China euphoria dims ANH-THU PHAN in Honolulu
-------------------------------------------------------------------------------- Last year's euphoria over telecommunications and Internet businesses has given way to subdued optimism, and even pessimism, judging from comments at a conference on information technology in China in Honolulu. Speakers focused on rapidly improving infrastructure and new demand spurred by recent price cuts, but most readily acknowledged that roadblocks existed for foreign investors.
These include a rapidly changing competitive environment as mainland companies deregulate and jockey for market share, as well as new laws that limit foreign ownership and curtail content of services.
The mainland moved to lower telecoms' rates in December, when long-distance charges, leased-line charges, and Internet service providers' (ISPs) fees were lowered by as much as 95 per cent.
One panellist - Duncan Clark, managing director and founder of BDA China in Beijing - said this was creating "havoc" for many ISPs, although he added the savings probably would be passed on to users and increase Internet usage on the mainland.
Take-up rates for new, fixed telephone lines, mobile-phone subscriptions, and Internet protocol-based telephony also are expected to increase rapidly this year as consumers benefit from increased competition and lower rates.
Nonetheless, not everyone was optimistic about the investment climate for technology in China. Harold "Bud" Enright, Compaq Computer's vice-president, called the investment community there "sub-par", adding that venture capitalists and entrepreneurs still had a get-rich-quick mentality that prevented them from coming up with realistic businesses plans.
"We are finding a lot of flash-in-the-pan, quick moves," he said.
Mr Enright said Compaq had an investment target of US$100 million for Greater China last year and did not spend the full amount.
"It wasn't because we didn't try. We didn't find enough plans of sufficient strength," he said.
He said that formerly deep-pocketed investors such as Softbank and CMGI were in "crunch mode" and therefore not active in China.
Another obstacle for foreign investors interested in China's telecom and technology fields is the regulatory environment.
In laws issued late last year, China went further than before in regulating allowable content on Internet sites, said Jeanette Chan, a partner at the law firm of Paul, Weiss, Rifkind, Wharton and Garrison, which is based in Hong Kong.

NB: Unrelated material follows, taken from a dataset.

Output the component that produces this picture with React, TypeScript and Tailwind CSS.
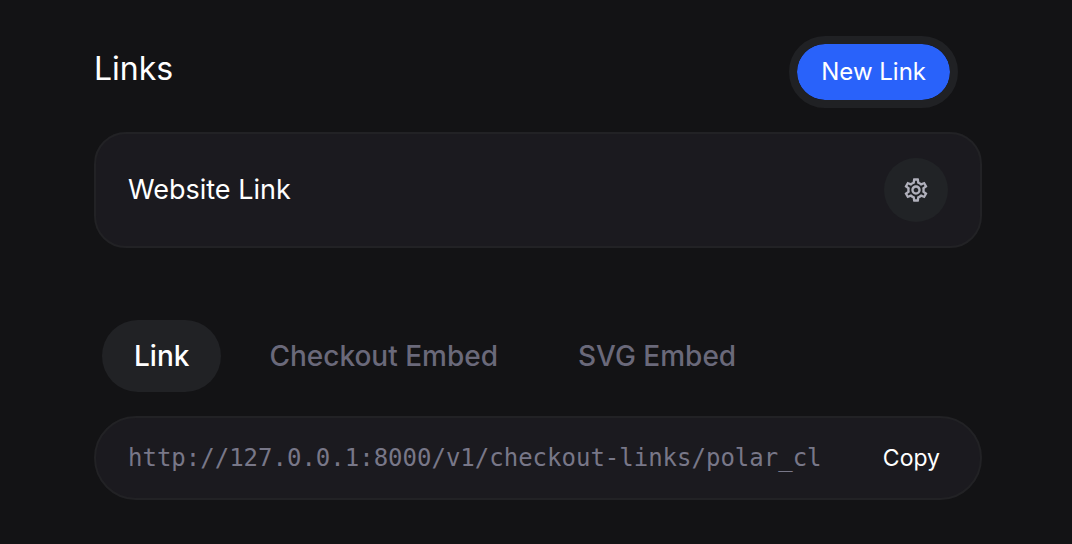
import { useState } from "react";
import { MdOutlineSettings } from "react-icons/md";

const tabs = ["Link", "Checkout Embed", "SVG Embed"];

export default function App() {
  const [active, setActive] = useState("Link");

  return (
    <main className="min-h-screen bg-[#131315] pt-9 pr-[90px] pb-11 pl-[94px] font-['Inter',sans-serif] text-white">
      <header className="flex items-start justify-between pr-6">
        <h1 className="pt-3 text-[32px] leading-[42px]">Links</h1>
        <button
          type="button"
          className="rounded-full border-8 border-[#202124] bg-[#2962fa] bg-clip-padding px-6 py-3 text-2xl"
        >
          New Link
        </button>
      </header>

      <section className="mt-6 flex items-center justify-between rounded-4xl border-2 border-[#222225] bg-[#1b1a1f] py-6 pr-8 pl-8">
        <h2 className="text-[27px] leading-9">Website Link</h2>
        <button
          type="button"
          aria-label="Link settings"
          className="flex size-16 items-center justify-center rounded-full bg-[#212326] text-[#b0b0bb]"
        >
          <MdOutlineSettings size={28} />
        </button>
      </section>

      <div role="tablist" className="mt-[72px] flex gap-4 px-2">
        {tabs.map((tab) => (
          <button
            key={tab}
            type="button"
            role="tab"
            aria-selected={active === tab}
            onClick={() => setActive(tab)}
            className={
              active === tab
                ? "rounded-full bg-[#212225] px-8 py-4 text-[28px] leading-10 font-medium text-white"
                : "rounded-full px-8 py-4 text-[28px] leading-10 font-medium text-[#6a697a]"
            }
          >
            {tab}
          </button>
        ))}
      </div>

      <div className="mt-6 flex h-[84px] items-center gap-6 rounded-full border-2 border-[#222225] bg-[#1b1a1f] pr-10 pl-8">
        <input
          type="text"
          readOnly
          aria-label="Checkout link"
          value="http://127.0.0.1:8000/v1/checkout-links/polar_cl"
          className="min-w-0 flex-1 bg-transparent font-['DejaVu_Sans_Mono',monospace] text-2xl text-[#787788] outline-none"
        />
        <button type="button" className="text-[23px]">
          Copy
        </button>
      </div>
    </main>
  );
}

One aspect of the new Internet laws that might be hard to interpret is the provision against circulating rumours and incorrect facts.
"It is very hard to say what constitutes rumours and what constitutes incorrect fact. I don't know if the MII [Ministry of Information Industry] has interpreted this. I don't know if it's possible for them to interpret this," she said.
Speakers at the conference included Li Shihe, director of the Chinese Academy of Telecommunications Technology and inventor of TD-SCDMA, China's home-grown standard for third-generation, mobile-phone technology.
Mr Li said trials for TD-SCDMA would be conducted in the first half of this year and that commercial deployment was scheduled for next year. Equipment maker Datang, which proposed the standard, will conduct the trials.
He added that "a very famous company is co-operating with us for the chipset", although he declined to name the company. Adequate supply of hardware such as chipsets and handsets would be key to successful launch, he said.
Other third-generation mobile standards, such as Europe's W-CDMA and the United States' CDMA2000, are still under consideration for the China market, though the Government and Chinese mobile providers have yet to make any commitments.
Although the exact number of Internet users in the mainland is the subject of debate, estimates range from iamasia's 15.3 million to the 23 million that the China Internet Network Information Centre (CNNIC) is likely to report later this week.
CNNIC director Qian Hualin, speaking at the Honolulu conference, also noted there were 120,000 English-language domains ending in .com.cn, up from 100,000 in June and 48,700 at the end of 1999.